INSTRUCTION. Pick out every line in the data below that holds "React".

INFORMATION SUPPLIED.
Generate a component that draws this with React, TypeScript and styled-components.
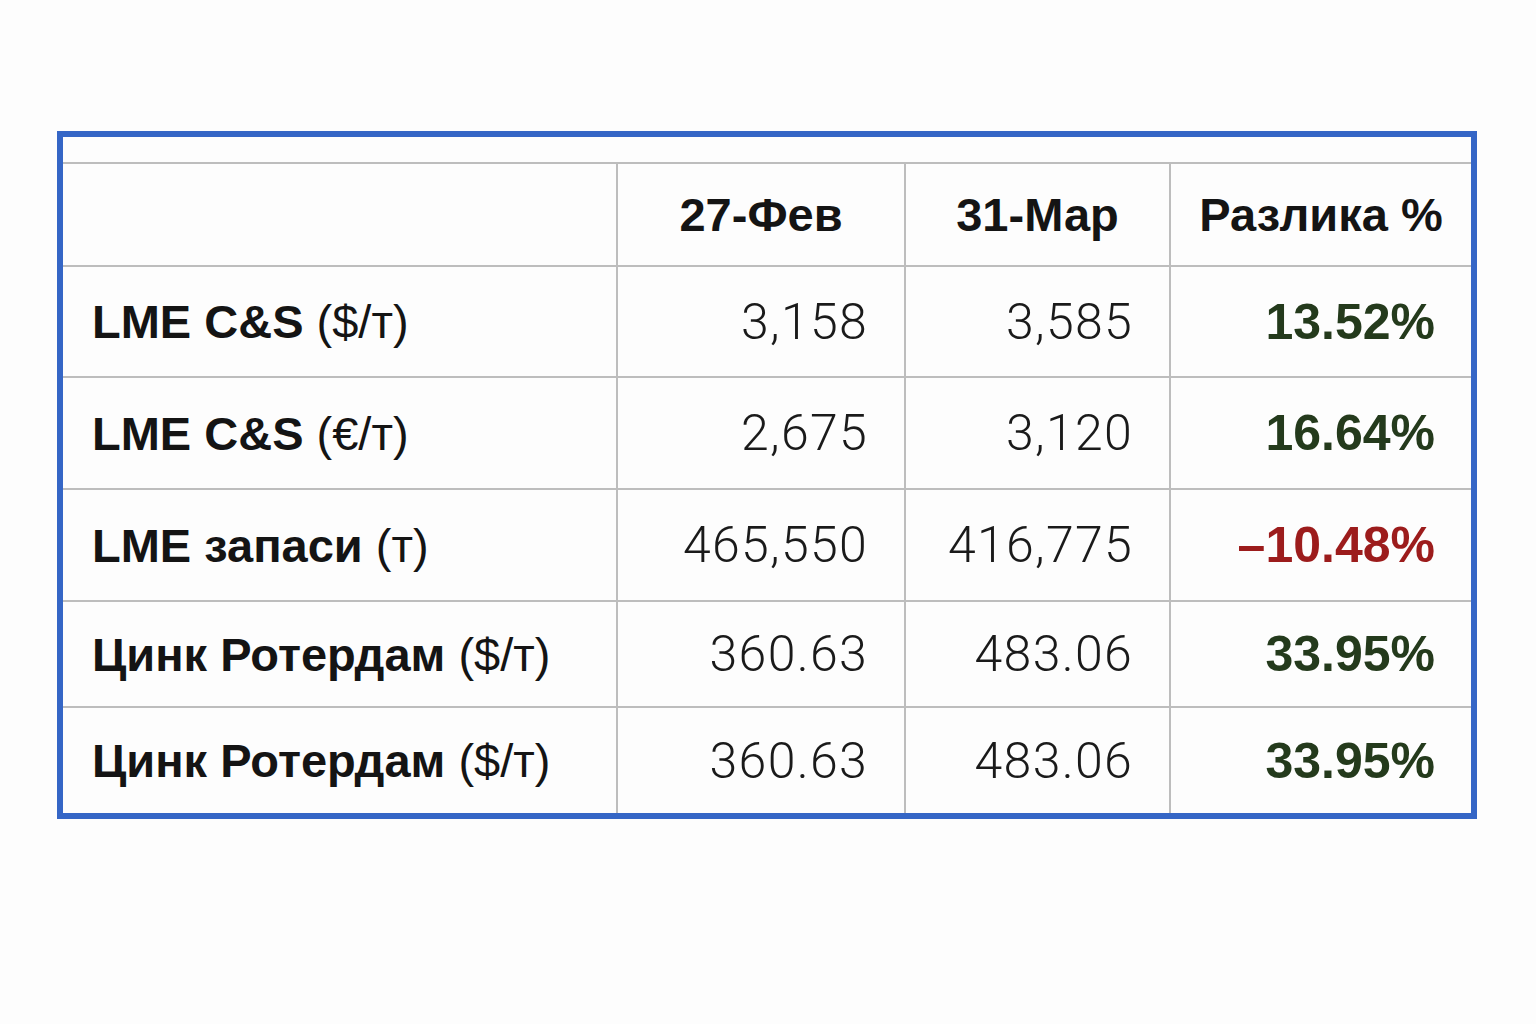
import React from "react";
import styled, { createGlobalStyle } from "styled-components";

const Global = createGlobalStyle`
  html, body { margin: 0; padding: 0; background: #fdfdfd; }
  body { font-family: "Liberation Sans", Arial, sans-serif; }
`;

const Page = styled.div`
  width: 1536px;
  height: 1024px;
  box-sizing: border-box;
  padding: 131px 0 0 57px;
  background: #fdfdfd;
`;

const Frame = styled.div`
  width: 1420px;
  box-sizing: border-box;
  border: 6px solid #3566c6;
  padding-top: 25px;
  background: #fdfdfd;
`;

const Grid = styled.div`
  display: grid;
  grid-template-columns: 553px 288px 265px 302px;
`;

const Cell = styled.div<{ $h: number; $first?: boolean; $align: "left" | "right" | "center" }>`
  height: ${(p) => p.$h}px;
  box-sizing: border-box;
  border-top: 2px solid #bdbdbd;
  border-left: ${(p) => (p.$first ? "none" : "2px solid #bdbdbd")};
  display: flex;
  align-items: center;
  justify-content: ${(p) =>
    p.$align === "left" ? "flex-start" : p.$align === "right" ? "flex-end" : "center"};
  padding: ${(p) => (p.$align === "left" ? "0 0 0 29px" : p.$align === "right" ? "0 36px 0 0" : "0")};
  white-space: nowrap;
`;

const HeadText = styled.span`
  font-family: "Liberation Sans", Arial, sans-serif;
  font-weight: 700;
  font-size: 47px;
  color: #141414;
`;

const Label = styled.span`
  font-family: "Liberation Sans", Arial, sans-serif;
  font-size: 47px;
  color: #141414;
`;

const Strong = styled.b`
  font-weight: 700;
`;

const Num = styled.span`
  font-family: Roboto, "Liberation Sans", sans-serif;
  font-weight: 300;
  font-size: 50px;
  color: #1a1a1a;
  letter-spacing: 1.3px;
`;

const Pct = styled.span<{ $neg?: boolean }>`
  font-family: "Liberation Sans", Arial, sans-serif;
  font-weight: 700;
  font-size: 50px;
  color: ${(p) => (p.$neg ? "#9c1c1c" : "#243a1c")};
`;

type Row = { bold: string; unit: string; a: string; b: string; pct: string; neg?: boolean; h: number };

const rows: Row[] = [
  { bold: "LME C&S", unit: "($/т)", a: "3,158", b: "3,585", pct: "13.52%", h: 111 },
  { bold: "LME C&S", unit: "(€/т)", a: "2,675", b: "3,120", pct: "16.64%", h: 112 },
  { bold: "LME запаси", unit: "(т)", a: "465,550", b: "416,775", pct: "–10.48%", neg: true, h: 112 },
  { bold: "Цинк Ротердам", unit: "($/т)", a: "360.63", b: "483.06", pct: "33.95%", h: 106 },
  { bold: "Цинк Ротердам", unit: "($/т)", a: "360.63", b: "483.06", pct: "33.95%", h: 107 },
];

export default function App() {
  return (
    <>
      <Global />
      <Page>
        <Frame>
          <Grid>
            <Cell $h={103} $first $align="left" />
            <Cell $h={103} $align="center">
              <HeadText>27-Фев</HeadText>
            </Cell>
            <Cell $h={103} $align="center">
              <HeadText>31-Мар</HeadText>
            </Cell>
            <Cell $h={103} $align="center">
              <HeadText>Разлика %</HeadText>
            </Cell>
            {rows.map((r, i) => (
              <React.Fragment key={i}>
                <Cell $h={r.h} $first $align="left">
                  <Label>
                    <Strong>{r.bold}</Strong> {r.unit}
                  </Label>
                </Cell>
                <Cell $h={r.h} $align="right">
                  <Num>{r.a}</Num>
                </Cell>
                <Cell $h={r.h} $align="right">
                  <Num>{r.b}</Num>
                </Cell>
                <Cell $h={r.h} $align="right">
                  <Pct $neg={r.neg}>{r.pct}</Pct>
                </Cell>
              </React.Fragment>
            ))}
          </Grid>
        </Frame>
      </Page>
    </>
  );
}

RESPONSE TO THE EXERCISE.
Generate a component that draws this with React, TypeScript and styled-components.
import React from "react";
              <React.Fragment key={i}>
              </React.Fragment>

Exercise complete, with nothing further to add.